Wonder Woman, la rivincita del “girl power”

Si era capito subito alla prima, fugace, apparizione che la sua non sarebbe stata una rapida comparsata. L’irruzione sul set di Batman vs Superman avrebbe dovuto far drizzare le orecchie anche ai più distratti e far loro intuire che tutti quanti ci trovavamo davanti a un personaggio “centrale” della letteratura a fumetti, trasportata al cinema. È bastato quindi attendere l’arrivo in sala di Wonder Woman per avere conferma che la supereroina di Gal Gadot era davvero destinata a lasciare un segno nell’immaginario degli spettatori (e non solo in quello, visti gli incassi planetari…).

Ma quale personaggio “laterale” in un mondo, fin qui, dominato dagli uomini, costruito a immagine, somiglianza e misura di maschio… L’eroina super creata da William Moultom Marston nel 1941 spariglia completamente il gioco sul tavolo per rivelarsi davvero una delle novità più liete all’interno di un meccanismo - quello dei comics al cinema - che tra sequel e reboot vari ha ultimamente mostrato la corda. Moderna, affascinante, ironica e assolutamente aderente ai tempi la Wonder Woman diretta da Patty Jenkins è già un piccolo catalizzatore di record a cominciare - non per esser venali - da quello degli incassi (il miglior esordio di sempre per una regista donna) che in tempi di quote rosa e pari opportunità non è banale.
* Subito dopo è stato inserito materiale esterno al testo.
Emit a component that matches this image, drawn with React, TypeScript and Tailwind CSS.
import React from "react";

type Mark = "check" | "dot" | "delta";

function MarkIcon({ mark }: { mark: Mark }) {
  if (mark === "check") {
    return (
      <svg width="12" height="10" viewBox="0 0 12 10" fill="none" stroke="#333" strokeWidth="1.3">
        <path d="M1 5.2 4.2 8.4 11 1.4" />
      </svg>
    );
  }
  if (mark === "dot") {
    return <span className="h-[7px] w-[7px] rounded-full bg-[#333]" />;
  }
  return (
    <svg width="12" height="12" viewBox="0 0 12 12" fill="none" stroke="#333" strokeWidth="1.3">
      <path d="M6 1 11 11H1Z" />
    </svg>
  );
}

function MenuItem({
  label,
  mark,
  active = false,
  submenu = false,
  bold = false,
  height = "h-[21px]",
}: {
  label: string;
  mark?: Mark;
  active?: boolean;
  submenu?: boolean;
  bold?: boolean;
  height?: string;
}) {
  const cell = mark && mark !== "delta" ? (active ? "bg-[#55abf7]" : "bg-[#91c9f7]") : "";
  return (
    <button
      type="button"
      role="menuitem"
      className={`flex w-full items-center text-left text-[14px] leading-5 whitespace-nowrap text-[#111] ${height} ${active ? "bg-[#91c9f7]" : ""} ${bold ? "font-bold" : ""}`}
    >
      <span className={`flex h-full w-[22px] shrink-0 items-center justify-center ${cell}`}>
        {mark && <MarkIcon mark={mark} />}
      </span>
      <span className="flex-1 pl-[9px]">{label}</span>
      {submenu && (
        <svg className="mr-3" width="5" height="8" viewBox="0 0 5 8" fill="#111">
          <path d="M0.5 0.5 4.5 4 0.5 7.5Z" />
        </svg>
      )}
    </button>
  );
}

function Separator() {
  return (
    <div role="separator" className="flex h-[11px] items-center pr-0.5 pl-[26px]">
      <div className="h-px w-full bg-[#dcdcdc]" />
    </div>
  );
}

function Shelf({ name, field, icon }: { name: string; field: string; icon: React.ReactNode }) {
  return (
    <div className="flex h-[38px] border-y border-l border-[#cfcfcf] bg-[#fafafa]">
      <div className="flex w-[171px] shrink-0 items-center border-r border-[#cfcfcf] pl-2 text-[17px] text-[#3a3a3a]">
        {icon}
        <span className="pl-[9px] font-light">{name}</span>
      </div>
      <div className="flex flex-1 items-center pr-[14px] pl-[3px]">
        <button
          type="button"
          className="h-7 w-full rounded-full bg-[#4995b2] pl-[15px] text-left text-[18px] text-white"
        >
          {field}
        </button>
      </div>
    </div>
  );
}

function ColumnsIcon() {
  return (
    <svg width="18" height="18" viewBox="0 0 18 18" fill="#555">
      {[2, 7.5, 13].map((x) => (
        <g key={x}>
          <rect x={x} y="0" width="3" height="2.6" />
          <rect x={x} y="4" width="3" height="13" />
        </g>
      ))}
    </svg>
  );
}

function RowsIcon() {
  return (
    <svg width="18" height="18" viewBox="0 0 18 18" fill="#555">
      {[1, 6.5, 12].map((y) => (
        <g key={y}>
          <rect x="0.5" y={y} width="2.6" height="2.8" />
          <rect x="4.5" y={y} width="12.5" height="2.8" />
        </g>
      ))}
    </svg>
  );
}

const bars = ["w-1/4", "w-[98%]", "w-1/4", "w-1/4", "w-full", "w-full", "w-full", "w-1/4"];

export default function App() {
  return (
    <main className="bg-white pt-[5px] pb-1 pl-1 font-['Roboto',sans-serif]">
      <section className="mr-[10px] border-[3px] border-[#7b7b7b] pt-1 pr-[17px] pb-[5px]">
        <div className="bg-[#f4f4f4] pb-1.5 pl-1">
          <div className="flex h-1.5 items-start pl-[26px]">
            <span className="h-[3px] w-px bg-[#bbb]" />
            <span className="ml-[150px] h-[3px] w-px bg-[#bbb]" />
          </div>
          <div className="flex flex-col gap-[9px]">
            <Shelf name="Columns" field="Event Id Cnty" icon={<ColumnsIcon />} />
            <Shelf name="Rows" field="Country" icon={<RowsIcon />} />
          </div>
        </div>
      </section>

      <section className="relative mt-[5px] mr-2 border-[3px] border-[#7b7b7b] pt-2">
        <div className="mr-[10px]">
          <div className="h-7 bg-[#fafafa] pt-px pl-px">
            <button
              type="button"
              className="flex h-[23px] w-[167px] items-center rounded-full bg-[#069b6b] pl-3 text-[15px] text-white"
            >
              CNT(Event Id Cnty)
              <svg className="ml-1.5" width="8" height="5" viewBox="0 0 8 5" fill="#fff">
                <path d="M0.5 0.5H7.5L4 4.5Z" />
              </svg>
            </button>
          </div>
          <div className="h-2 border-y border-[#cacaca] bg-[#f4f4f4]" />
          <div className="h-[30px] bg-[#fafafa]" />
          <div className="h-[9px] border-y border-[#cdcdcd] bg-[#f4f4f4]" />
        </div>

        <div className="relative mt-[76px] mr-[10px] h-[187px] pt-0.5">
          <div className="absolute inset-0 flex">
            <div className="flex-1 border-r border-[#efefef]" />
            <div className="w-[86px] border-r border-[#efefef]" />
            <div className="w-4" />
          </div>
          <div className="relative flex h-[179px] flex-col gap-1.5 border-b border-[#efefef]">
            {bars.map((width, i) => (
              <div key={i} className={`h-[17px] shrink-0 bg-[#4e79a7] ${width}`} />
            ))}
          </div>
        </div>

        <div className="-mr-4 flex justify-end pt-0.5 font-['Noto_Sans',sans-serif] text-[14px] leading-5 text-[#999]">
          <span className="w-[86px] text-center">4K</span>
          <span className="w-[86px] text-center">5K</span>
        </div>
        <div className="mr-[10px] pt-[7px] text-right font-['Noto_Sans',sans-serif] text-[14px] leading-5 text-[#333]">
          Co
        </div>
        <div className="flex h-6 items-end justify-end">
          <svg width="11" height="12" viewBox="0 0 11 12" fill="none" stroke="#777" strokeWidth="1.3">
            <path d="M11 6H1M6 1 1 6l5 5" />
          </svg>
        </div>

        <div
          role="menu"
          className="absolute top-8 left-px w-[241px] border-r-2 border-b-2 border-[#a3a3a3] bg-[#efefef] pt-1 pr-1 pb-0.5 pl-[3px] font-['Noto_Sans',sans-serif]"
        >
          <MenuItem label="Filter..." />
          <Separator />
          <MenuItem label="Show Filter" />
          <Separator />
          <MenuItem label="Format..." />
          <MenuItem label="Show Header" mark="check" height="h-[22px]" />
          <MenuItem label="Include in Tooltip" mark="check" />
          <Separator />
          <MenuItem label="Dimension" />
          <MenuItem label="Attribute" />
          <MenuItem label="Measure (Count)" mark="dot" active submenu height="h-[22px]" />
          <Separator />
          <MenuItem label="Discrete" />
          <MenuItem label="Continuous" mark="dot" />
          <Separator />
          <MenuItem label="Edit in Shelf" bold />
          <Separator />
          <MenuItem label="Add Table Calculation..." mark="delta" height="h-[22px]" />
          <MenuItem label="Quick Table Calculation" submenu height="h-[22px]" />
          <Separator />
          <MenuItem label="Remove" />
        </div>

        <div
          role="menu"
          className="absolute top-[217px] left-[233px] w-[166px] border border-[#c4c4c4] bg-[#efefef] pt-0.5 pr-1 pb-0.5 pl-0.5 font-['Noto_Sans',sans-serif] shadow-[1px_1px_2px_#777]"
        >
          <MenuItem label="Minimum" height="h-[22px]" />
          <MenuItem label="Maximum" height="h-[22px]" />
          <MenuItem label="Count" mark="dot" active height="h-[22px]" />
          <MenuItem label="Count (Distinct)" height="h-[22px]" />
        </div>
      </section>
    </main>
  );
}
Attualità, fumetto e un po’ di sociologia spiccia, mito e battaglia si mischiano nella vicenda della super donna della Dc Comics che questo film va a ripescare alle origini, sull’isola di Themyscira dove le Amazzoni vivono (apparentemente) al riparo dai pericoli, dopo che Zeus ha combattuto e allontanato il figlio ribelle Ares, dio della guerra. Si prende avvio dalla mitologia quindi per spostarsi presto al tempo della Grande Guerra, dove Wonder Woman fa irruzione per boicottare il piano criminale tedesco che progetta di seminare distruzione e morte attraverso gas letali.

Moderna si diceva, attuale, politica, con un sottotesto interamente costruito sulla dialettica classica tra buono e cattivo che qui diventa “uomo vs donna”, con la rappresentazione di un mondo governato da generali (maschi) che comandano e non combattono e in cui serve una donna (per quanto “straordinaria”) per rimettere ordine alle cose. Qui si sprigiona tutta la forza di Gal Gadot, modella-guerriera, ex Miss Israele e per due anni soldatessa arruolata tra le forze di difesa israeliane, che fa scattare un corto circuito continuo tra realtà e finzione, tra personaggio e interprete, davanti e oltre lo schermo. Limitarsi alla storia raccontata dal “fumetto” è infatti più che mai riduttivo: arrivati all’ennesima puntata di una saga anche i fan più sfegatati rischiano di annoiarsi. Qui il campionario è espresso per intero: c’è la parte epica all’inizio e alla fine (prima sull’isola del mito poi in trincea nella Prima guerra mondiale), con in mezzo i personaggi e le situazioni che dovrebbero alleggerire e divertire (e in verità appesantiscono parecchio tutto). Quello che invece c’è di differente è proprio lei: Gal Gadot che “è” Wonder Woman e non perché avete letto che, grazie all’addestramento militare, ha girato le scene senza controfigura, ma perché incarna esattamente lo spirito del personaggio, rendendolo attuale e credibile come poche altre volte accaduto in questo genere di film. E questo, da solo, se non siete tifosissimi del genere, già conta parecchio.